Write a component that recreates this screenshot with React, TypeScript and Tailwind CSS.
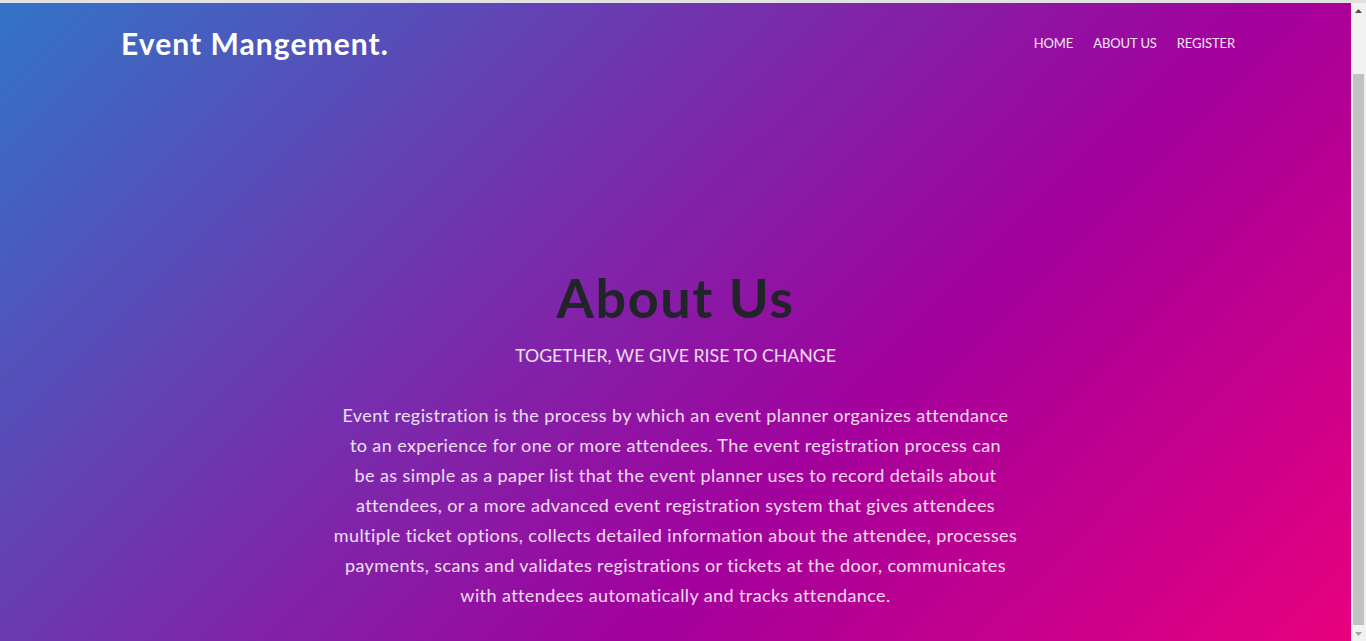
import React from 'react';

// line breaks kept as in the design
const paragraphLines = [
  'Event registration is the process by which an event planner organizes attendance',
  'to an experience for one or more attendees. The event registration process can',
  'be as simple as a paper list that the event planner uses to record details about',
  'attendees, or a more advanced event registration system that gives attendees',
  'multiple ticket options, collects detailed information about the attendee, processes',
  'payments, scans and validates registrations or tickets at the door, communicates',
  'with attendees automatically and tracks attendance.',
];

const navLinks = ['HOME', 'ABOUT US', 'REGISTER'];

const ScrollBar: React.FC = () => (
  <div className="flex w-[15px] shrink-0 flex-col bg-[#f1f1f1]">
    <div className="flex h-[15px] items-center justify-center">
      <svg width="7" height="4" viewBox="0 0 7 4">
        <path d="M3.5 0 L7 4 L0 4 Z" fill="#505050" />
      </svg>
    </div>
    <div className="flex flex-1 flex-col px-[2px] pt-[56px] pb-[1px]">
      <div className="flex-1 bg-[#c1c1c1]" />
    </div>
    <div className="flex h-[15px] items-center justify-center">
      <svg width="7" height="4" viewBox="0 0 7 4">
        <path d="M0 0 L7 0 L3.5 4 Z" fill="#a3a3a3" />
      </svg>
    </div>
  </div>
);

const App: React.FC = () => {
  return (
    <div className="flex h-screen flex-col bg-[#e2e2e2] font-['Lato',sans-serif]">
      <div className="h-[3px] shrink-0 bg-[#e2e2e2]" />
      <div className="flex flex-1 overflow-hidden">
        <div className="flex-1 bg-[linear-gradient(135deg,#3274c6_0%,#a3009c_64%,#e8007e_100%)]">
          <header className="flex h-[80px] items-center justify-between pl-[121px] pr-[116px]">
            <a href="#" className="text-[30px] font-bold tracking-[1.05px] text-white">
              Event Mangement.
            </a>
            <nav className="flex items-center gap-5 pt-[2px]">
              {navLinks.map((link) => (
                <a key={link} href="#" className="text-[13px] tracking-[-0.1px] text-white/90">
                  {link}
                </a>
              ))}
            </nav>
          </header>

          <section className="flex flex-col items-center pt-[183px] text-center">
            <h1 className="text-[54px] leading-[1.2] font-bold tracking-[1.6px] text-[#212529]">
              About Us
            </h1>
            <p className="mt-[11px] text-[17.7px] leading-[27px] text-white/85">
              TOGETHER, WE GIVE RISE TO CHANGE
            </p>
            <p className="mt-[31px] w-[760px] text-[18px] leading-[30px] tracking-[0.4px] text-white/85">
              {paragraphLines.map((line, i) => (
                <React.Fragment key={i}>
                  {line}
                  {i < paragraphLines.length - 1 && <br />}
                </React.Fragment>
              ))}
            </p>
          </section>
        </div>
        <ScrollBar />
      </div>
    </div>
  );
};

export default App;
··········
Exercise details —
Reproduce all of the data exactly, omitting each picture it holds.

Exercise answer —
Write a component that recreates this screenshot with React, TypeScript and Tailwind CSS.
import React from 'react';

// line breaks kept as in the design
const paragraphLines = [
  'Event registration is the process by which an event planner organizes attendance',
  'to an experience for one or more attendees. The event registration process can',
  'be as simple as a paper list that the event planner uses to record details about',
  'attendees, or a more advanced event registration system that gives attendees',
  'multiple ticket options, collects detailed information about the attendee, processes',
  'payments, scans and validates registrations or tickets at the door, communicates',
  'with attendees automatically and tracks attendance.',
];

const navLinks = ['HOME', 'ABOUT US', 'REGISTER'];

const ScrollBar: React.FC = () => (
  <div className="flex w-[15px] shrink-0 flex-col bg-[#f1f1f1]">
    <div className="flex h-[15px] items-center justify-center">
      <svg width="7" height="4" viewBox="0 0 7 4">
        <path d="M3.5 0 L7 4 L0 4 Z" fill="#505050" />
      </svg>
    </div>
    <div className="flex flex-1 flex-col px-[2px] pt-[56px] pb-[1px]">
      <div className="flex-1 bg-[#c1c1c1]" />
    </div>
    <div className="flex h-[15px] items-center justify-center">
      <svg width="7" height="4" viewBox="0 0 7 4">
        <path d="M0 0 L7 0 L3.5 4 Z" fill="#a3a3a3" />
      </svg>
    </div>
  </div>
);

const App: React.FC = () => {
  return (
    <div className="flex h-screen flex-col bg-[#e2e2e2] font-['Lato',sans-serif]">
      <div className="h-[3px] shrink-0 bg-[#e2e2e2]" />
      <div className="flex flex-1 overflow-hidden">
        <div className="flex-1 bg-[linear-gradient(135deg,#3274c6_0%,#a3009c_64%,#e8007e_100%)]">
          <header className="flex h-[80px] items-center justify-between pl-[121px] pr-[116px]">
            <a href="#" className="text-[30px] font-bold tracking-[1.05px] text-white">
              Event Mangement.
            </a>
            <nav className="flex items-center gap-5 pt-[2px]">
              {navLinks.map((link) => (
                <a key={link} href="#" className="text-[13px] tracking-[-0.1px] text-white/90">
                  {link}
                </a>
              ))}
            </nav>
          </header>

          <section className="flex flex-col items-center pt-[183px] text-center">
            <h1 className="text-[54px] leading-[1.2] font-bold tracking-[1.6px] text-[#212529]">
              About Us
            </h1>
            <p className="mt-[11px] text-[17.7px] leading-[27px] text-white/85">
              TOGETHER, WE GIVE RISE TO CHANGE
            </p>
            <p className="mt-[31px] w-[760px] text-[18px] leading-[30px] tracking-[0.4px] text-white/85">
              {paragraphLines.map((line, i) => (
                <React.Fragment key={i}>
                  {line}
                  {i < paragraphLines.length - 1 && <br />}
                </React.Fragment>
              ))}
            </p>
          </section>
        </div>
        <ScrollBar />
      </div>
    </div>
  );
};

export default App;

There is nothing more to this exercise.